A "60 Minutes" report just before the Super Bowl detailed three Carolina Panthers players who, during their 2003 Super Bowl season, had filled steroid prescriptions with a South Carolina doctor. Those players never tested positive.

That should have been a giant alarm bell, but the NFL spinmeisters were able to sweep it under the rug without too much fuss.

That Grimsley, a 38-year-old, average reliever allegedly was using HGH should serve as an even louder alarm for the NFL.

If an end-of-the-road pitcher is taking that stuff - and if he's right when he says "boatloads" of major league players are taking HGH - then how many 340-pound linemen or 240-pound, fast-as-cats linebackers are using?

HGH is undetectable by urine tests, the preferred testing method of the NFL and most sports leagues. You'd have to be incredibly naïve to believe that scores of huge and speedy NFL players haven't dived head-long into that loophole.

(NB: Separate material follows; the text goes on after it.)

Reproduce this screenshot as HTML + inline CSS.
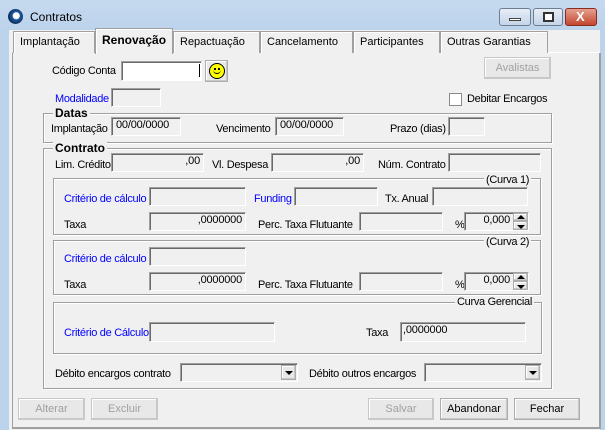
<!DOCTYPE html>
<html><head><meta charset="utf-8"><style>
*{box-sizing:border-box;margin:0;padding:0}
body{width:605px;height:430px;overflow:hidden;background:#bcd3ec;font-family:"Liberation Sans",sans-serif;font-size:11px;color:#000;position:relative}
div,span{position:absolute}
.t{white-space:nowrap;line-height:13px;letter-spacing:-0.3px}
.b{color:#0000ff}
.box{border:1px solid;border-color:#a0a0a0 #fff #fff #a0a0a0;box-shadow:inset 1px 1px 0 #696969;background:#f0f0f0;text-align:right;padding-right:3px;line-height:14px;letter-spacing:-0.2px}
.grp{border:1px solid #a0a0a0;box-shadow:1px 1px 0 #fff,inset 1px 1px 0 #fff}
.btn{border:1px solid #adadad;background:#e8e8e8;text-align:center;line-height:20px;box-shadow:inset -1px -1px 0 #c8c8c8,inset 1px 1px 0 #fff}
.dis{color:#a0a0a0;border-color:#c8c8c8}
.tab{top:31px;height:22px;border:1px solid #a0a0a0;border-bottom:none;background:#f0f0f0;padding:4px 0 0 6px;white-space:nowrap;box-shadow:inset 1px 1px 0 #fff}
.wb{top:8px;height:18px;border:1px solid #6d7d92;border-radius:3px;background:linear-gradient(#e7eef7,#c4d4e8)}
.arr{width:0;height:0;border-left:4px solid transparent;border-right:4px solid transparent}
.lg{background:#f0f0f0;padding:0 2px}
</style></head><body>
<div style="left:0;top:0;width:605px;height:30px;background:linear-gradient(#c6d9ef,#bcd3ec)"></div>
<div style="left:8px;top:9px;width:15px;height:15px;border-radius:50%;background:radial-gradient(circle at 55% 45%,#fff 0 3px,#1e5a9e 4px,#0c2c5a 8px)"></div>
<span class="t" style="left:30px;top:11px;font-size:12px;letter-spacing:0">Contratos</span>
<div class="wb" style="left:499px;width:32px"><div style="left:9px;top:9px;width:12px;height:3px;background:#fff;border:1px solid #444"></div></div>
<div class="wb" style="left:533px;width:30px"><div style="left:9px;top:3px;width:11px;height:10px;border:2px solid #333;background:#fff"></div></div>
<div class="wb" style="left:565px;width:32px;border-color:#8b2b20;background:linear-gradient(#e5a08f,#c4452f)"><span class="t" style="left:10px;top:1px;color:#fff;font-weight:bold;font-size:13px">X</span></div>
<div style="left:9px;top:30px;width:591px;height:400px;background:#f0f0f0"></div>
<div style="left:12px;top:52px;width:589px;height:377px;border:1px solid #a0a0a0;border-top-color:#fff;box-shadow:inset -1px -1px 0 #a0a0a0"></div>
<div class="tab" style="left:13px;width:82px;padding-left:6px">Implantação</div>
<div class="tab" style="left:173px;width:87px">Repactuação</div>
<div class="tab" style="left:260px;width:93px">Cancelamento</div>
<div class="tab" style="left:353px;width:87px">Participantes</div>
<div class="tab" style="left:440px;width:108px">Outras Garantias</div>
<div class="tab" style="left:95px;top:28px;height:26px;width:78px;font-weight:bold;padding-left:6px;font-size:12px;padding-top:4px">Renovação</div>

<span class="t" style="left:52px;top:65px">Código Conta</span>
<div style="left:121px;top:61px;width:81px;height:20px;background:#fff;border:1px solid;border-color:#a0a0a0 #fff #fff #a0a0a0;box-shadow:inset 1px 1px 0 #696969"></div>
<div style="left:199px;top:64px;width:1px;height:13px;background:#000"></div>
<div class="btn" style="left:205px;top:60px;width:23px;height:22px"><div style="left:3px;top:2px;width:16px;height:16px;border-radius:50%;background:#ff0;border:1px solid #000"><div style="left:4px;top:4px;width:2px;height:2px;background:#000"></div><div style="left:8px;top:4px;width:2px;height:2px;background:#000"></div><div style="left:3px;top:5px;width:8px;height:5px;border-bottom:1px solid #000;border-radius:0 0 5px 5px"></div></div></div>
<div class="btn dis" style="left:484px;top:57px;width:67px;height:22px">Avalistas</div>

<span class="t b" style="left:55px;top:93px">Modalidade</span>
<div class="box" style="left:111px;top:88px;width:50px;height:19px"></div>
<div style="left:449px;top:93px;width:13px;height:13px;background:#fff;border:1px solid #8a8a8a"></div>
<span class="t" style="left:467px;top:93px">Debitar Encargos</span>

<div class="grp" style="left:43px;top:113px;width:509px;height:30px"></div>
<span class="t lg" style="left:53px;top:107px;font-weight:bold;font-size:12px;letter-spacing:0">Datas</span>
<span class="t" style="left:51px;top:123px">Implantação</span>
<div class="box" style="left:111px;top:117px;width:70px;height:19px;text-align:left;padding-left:4px">00/00/0000</div>
<span class="t" style="left:216px;top:123px">Vencimento</span>
<div class="box" style="left:275px;top:117px;width:69px;height:19px;text-align:left;padding-left:4px">00/00/0000</div>
<span class="t" style="left:390px;top:123px">Prazo (dias)</span>
<div class="box" style="left:448px;top:117px;width:37px;height:19px"></div>

<div class="grp" style="left:43px;top:148px;width:509px;height:241px"></div>
<span class="t lg" style="left:53px;top:142px;font-weight:bold;font-size:12px;letter-spacing:0">Contrato</span>
<span class="t" style="left:55px;top:159px">Lim. Crédito</span>
<div class="box" style="left:111px;top:153px;width:93px;height:19px">,00</div>
<span class="t" style="left:212px;top:159px">Vl. Despesa</span>
<div class="box" style="left:271px;top:153px;width:93px;height:19px">,00</div>
<span class="t" style="left:378px;top:159px">Núm. Contrato</span>
<div class="box" style="left:448px;top:153px;width:93px;height:19px"></div>

<div class="grp" style="left:53px;top:178px;width:488px;height:57px"></div>
<span class="t lg" style="left:484px;top:174px">(Curva 1)</span>
<span class="t b" style="left:64px;top:193px">Critério de cálculo</span>
<div class="box" style="left:149px;top:187px;width:97px;height:19px"></div>
<span class="t b" style="left:254px;top:193px">Funding</span>
<div class="box" style="left:294px;top:187px;width:84px;height:19px"></div>
<span class="t" style="left:385px;top:193px">Tx. Anual</span>
<div class="box" style="left:432px;top:187px;width:96px;height:19px"></div>
<span class="t" style="left:64px;top:219px">Taxa</span>
<div class="box" style="left:149px;top:212px;width:97px;height:19px">,0000000</div>
<span class="t" style="left:258px;top:219px">Perc. Taxa Flutuante</span>
<div class="box" style="left:359px;top:212px;width:84px;height:19px"></div>
<span class="t" style="left:455px;top:219px">%</span>
<div class="box" style="left:464px;top:212px;width:65px;height:19px;padding-right:18px">0,000</div>
<div class="btn" style="left:513px;top:213px;width:15px;height:8px"><div class="arr" style="left:3px;top:1px;border-bottom:4px solid #000"></div></div>
<div class="btn" style="left:513px;top:221px;width:15px;height:9px"><div class="arr" style="left:3px;top:3px;border-top:4px solid #000"></div></div>

<div class="grp" style="left:53px;top:240px;width:488px;height:55px"></div>
<span class="t lg" style="left:484px;top:236px">(Curva 2)</span>
<span class="t b" style="left:64px;top:253px">Critério de cálculo</span>
<div class="box" style="left:149px;top:247px;width:97px;height:19px"></div>
<span class="t" style="left:64px;top:279px">Taxa</span>
<div class="box" style="left:149px;top:272px;width:97px;height:19px">,0000000</div>
<span class="t" style="left:258px;top:279px">Perc. Taxa Flutuante</span>
<div class="box" style="left:359px;top:272px;width:84px;height:19px"></div>
<span class="t" style="left:455px;top:279px">%</span>
<div class="box" style="left:464px;top:272px;width:65px;height:19px;padding-right:18px">0,000</div>
<div class="btn" style="left:513px;top:273px;width:15px;height:8px"><div class="arr" style="left:3px;top:1px;border-bottom:4px solid #000"></div></div>
<div class="btn" style="left:513px;top:281px;width:15px;height:9px"><div class="arr" style="left:3px;top:3px;border-top:4px solid #000"></div></div>

<div class="grp" style="left:53px;top:302px;width:489px;height:52px"></div>
<span class="t lg" style="left:455px;top:296px">Curva Gerencial</span>
<span class="t b" style="left:64px;top:327px;width:85px;overflow:hidden">Critério de Cálculo</span>
<div class="box" style="left:149px;top:322px;width:126px;height:20px"></div>
<span class="t" style="left:366px;top:327px">Taxa</span>
<div class="box" style="left:400px;top:322px;width:126px;height:20px;text-align:left;padding-left:2px">,0000000</div>

<span class="t" style="left:55px;top:368px">Débito encargos contrato</span>
<div class="box" style="left:180px;top:363px;width:118px;height:19px"></div>
<div class="btn" style="left:281px;top:365px;width:15px;height:15px"><div class="arr" style="left:3px;top:5px;border-top:4px solid #000"></div></div>
<span class="t" style="left:309px;top:368px">Débito outros encargos</span>
<div class="box" style="left:424px;top:363px;width:118px;height:19px"></div>
<div class="btn" style="left:525px;top:365px;width:15px;height:15px"><div class="arr" style="left:3px;top:5px;border-top:4px solid #000"></div></div>

<div class="btn dis" style="left:18px;top:398px;width:67px;height:22px">Alterar</div>
<div class="btn dis" style="left:91px;top:398px;width:67px;height:22px">Excluir</div>
<div class="btn dis" style="left:368px;top:398px;width:66px;height:22px">Salvar</div>
<div class="btn" style="left:440px;top:398px;width:68px;height:22px">Abandonar</div>
<div class="btn" style="left:514px;top:398px;width:66px;height:22px">Fechar</div>
</body></html>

I won't pretend to have any inside knowledge of what's going on in the Green Bay Packers' locker room, other than to say that your jaw drops when you see how big and fast these guys are. You marvel in the locker room at how little body fat a 300-pounder can have, and how fast a 240-pounder can be.

And then you compare today's players with the players you see on those NFL Films clips from the 1960s all the way into the 1980s. The game doesn't look the same; sort of like how those choppy black-and-white videos of Bob Cousy and Bill Russell bare no resemblance to the high-flying, long-shorts NBA of today.

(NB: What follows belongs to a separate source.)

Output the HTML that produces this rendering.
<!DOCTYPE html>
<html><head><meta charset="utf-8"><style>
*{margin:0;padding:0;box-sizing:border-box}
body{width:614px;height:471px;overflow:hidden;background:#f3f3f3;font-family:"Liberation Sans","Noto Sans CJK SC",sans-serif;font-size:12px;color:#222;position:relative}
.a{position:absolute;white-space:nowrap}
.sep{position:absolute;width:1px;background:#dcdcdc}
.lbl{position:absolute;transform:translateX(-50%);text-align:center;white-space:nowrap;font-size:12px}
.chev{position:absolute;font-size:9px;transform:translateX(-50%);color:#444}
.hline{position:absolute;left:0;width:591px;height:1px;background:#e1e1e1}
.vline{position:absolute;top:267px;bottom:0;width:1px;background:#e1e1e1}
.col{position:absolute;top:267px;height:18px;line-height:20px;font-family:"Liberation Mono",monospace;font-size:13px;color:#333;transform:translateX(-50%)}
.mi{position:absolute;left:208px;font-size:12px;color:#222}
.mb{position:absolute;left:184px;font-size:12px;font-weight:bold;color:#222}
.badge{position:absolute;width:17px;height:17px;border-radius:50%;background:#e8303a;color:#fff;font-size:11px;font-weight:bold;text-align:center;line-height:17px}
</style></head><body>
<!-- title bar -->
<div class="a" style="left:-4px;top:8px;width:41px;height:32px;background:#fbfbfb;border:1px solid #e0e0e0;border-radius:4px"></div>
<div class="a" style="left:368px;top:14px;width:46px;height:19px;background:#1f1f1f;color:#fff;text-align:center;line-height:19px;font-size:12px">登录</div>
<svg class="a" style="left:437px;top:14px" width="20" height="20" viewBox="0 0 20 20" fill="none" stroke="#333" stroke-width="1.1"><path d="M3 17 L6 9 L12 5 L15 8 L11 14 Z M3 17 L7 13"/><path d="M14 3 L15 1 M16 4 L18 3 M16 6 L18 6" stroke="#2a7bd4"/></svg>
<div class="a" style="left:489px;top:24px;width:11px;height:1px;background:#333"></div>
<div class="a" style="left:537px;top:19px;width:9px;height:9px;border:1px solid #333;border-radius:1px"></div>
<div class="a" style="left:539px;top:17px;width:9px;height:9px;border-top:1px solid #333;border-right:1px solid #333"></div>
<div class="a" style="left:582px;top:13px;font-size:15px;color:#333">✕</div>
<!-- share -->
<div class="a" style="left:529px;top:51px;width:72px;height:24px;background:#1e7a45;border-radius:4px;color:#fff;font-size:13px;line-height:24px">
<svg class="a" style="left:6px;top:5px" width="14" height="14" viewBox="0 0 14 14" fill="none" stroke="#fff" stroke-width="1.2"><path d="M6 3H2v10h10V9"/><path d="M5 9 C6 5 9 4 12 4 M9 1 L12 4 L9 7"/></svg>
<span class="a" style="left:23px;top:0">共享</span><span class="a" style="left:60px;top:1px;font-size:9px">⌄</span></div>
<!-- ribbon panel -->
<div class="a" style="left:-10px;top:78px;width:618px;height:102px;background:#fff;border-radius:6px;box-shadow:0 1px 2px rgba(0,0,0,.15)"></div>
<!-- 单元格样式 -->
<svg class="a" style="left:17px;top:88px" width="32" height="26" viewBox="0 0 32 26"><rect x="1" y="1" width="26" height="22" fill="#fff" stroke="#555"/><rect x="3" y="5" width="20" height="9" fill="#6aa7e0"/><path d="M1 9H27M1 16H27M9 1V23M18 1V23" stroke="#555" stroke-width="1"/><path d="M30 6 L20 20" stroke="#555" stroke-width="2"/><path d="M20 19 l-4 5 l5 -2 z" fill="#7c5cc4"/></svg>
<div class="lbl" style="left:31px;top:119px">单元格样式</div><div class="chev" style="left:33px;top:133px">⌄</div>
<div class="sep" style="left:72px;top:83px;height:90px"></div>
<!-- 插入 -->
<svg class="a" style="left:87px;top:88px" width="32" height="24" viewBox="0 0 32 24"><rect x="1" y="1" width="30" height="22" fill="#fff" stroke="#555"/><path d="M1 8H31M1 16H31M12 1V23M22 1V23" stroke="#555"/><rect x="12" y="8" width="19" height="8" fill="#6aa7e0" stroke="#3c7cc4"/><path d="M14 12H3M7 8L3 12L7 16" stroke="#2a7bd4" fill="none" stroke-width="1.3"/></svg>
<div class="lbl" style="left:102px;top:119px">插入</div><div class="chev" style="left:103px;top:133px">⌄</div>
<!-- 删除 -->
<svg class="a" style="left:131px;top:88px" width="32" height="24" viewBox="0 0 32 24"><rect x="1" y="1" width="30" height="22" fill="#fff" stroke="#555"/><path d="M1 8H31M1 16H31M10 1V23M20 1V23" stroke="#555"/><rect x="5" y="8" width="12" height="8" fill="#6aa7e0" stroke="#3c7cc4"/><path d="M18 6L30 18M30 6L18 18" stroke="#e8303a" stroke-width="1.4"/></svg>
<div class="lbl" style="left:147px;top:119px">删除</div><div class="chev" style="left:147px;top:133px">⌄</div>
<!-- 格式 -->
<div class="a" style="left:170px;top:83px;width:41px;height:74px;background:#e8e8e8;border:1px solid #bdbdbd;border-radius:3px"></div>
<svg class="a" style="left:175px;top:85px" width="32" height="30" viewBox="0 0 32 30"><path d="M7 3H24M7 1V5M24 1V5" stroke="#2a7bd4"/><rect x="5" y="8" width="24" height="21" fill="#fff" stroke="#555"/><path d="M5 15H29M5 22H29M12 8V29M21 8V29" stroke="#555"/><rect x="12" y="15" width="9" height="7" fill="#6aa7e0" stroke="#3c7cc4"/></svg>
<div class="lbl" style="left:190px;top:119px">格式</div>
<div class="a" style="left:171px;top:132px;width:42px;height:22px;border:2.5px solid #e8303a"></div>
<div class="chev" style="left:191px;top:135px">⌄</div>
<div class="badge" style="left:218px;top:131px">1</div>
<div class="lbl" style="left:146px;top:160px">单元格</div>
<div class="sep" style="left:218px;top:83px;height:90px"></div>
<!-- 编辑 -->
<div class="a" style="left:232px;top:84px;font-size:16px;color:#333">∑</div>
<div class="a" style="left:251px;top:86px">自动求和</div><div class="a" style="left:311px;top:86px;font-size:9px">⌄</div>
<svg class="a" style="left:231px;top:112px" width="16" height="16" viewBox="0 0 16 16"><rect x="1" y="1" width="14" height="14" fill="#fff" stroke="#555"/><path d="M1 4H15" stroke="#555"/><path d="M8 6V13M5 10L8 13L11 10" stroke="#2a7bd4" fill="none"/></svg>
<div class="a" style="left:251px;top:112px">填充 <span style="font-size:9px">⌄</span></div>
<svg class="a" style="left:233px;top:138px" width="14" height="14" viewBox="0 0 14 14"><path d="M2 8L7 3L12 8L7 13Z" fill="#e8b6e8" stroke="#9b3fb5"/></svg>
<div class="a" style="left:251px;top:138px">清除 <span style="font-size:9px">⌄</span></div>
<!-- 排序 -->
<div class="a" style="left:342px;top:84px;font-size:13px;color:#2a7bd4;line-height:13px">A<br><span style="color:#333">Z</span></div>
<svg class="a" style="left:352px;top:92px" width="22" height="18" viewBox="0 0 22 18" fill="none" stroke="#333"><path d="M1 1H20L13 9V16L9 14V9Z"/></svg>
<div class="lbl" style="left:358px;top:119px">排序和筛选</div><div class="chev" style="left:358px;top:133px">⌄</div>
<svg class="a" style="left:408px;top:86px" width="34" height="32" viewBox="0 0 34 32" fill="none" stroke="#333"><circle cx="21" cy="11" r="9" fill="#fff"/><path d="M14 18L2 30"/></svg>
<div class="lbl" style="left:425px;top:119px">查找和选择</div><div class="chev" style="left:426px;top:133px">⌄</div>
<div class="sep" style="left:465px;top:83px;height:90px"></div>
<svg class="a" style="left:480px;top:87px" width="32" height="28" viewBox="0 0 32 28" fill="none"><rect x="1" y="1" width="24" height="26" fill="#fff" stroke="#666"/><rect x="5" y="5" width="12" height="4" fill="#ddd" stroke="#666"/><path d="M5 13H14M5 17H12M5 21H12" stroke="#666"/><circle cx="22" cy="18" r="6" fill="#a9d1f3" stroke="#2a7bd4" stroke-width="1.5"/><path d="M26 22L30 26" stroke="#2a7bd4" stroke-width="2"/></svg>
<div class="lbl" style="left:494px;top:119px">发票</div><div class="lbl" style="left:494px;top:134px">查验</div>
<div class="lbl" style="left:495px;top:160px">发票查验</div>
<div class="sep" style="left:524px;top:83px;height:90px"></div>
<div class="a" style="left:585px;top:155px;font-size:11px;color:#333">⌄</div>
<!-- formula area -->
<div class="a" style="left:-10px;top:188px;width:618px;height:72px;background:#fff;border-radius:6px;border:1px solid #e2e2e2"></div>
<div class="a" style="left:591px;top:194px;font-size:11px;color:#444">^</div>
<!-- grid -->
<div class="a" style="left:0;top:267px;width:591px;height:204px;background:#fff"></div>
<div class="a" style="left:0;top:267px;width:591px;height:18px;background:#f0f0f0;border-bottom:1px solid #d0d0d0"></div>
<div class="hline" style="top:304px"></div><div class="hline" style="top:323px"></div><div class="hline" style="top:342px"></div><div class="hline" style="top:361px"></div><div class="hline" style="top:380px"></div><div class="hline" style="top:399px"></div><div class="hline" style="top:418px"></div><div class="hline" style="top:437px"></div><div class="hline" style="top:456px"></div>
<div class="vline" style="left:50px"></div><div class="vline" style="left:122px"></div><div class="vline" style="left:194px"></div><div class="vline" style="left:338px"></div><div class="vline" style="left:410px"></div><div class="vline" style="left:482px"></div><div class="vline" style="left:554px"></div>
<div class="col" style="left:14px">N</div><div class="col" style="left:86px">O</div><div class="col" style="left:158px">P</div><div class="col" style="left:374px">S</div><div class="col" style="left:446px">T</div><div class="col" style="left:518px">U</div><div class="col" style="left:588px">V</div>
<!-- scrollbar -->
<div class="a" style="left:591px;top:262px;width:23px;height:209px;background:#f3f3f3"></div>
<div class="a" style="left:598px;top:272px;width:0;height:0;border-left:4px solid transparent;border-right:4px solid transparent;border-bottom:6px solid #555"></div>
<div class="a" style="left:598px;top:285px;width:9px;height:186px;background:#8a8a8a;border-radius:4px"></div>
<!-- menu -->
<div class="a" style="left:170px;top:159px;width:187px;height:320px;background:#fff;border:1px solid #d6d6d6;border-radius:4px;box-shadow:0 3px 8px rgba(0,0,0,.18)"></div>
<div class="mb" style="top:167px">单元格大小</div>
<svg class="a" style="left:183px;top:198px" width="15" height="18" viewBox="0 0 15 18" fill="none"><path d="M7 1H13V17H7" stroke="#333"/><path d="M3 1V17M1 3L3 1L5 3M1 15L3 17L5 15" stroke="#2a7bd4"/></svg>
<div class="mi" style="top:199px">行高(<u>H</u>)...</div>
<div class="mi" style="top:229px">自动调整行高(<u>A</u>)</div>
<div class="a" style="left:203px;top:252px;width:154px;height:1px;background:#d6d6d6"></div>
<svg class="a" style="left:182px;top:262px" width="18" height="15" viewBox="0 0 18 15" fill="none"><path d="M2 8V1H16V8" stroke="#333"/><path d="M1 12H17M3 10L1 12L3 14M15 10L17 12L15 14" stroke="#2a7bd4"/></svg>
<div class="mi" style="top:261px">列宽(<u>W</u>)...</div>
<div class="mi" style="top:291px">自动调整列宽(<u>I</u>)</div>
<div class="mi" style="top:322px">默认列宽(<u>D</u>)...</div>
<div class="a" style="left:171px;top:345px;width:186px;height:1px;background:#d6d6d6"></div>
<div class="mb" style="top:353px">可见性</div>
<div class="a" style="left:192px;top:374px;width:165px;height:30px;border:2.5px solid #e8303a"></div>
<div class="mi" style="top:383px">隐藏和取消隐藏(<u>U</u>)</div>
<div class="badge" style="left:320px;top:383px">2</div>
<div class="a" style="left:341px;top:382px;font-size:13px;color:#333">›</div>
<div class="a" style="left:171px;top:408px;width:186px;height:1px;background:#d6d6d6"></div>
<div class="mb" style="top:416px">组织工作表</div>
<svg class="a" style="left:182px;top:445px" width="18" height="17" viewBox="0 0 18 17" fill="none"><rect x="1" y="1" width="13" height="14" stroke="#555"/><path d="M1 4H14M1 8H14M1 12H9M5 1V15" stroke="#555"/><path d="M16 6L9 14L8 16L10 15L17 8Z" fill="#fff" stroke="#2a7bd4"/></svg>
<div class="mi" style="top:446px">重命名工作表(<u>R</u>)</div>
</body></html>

Something's not right, and that the NFL can so smugly say that its house is in order makes me think the whole thing will collapse like a house of cards.

All it will take is one unpopular player chasing a hallowed record. All it will take is one ornery, mythically huge and fast player who has rubbed too many people the wrong way. In other words, all it will take is football's version of Bonds for the witch hunt to begin. And once the hunt is on, not even the best NFL spinmeister will be able to sweep the mess under the rug.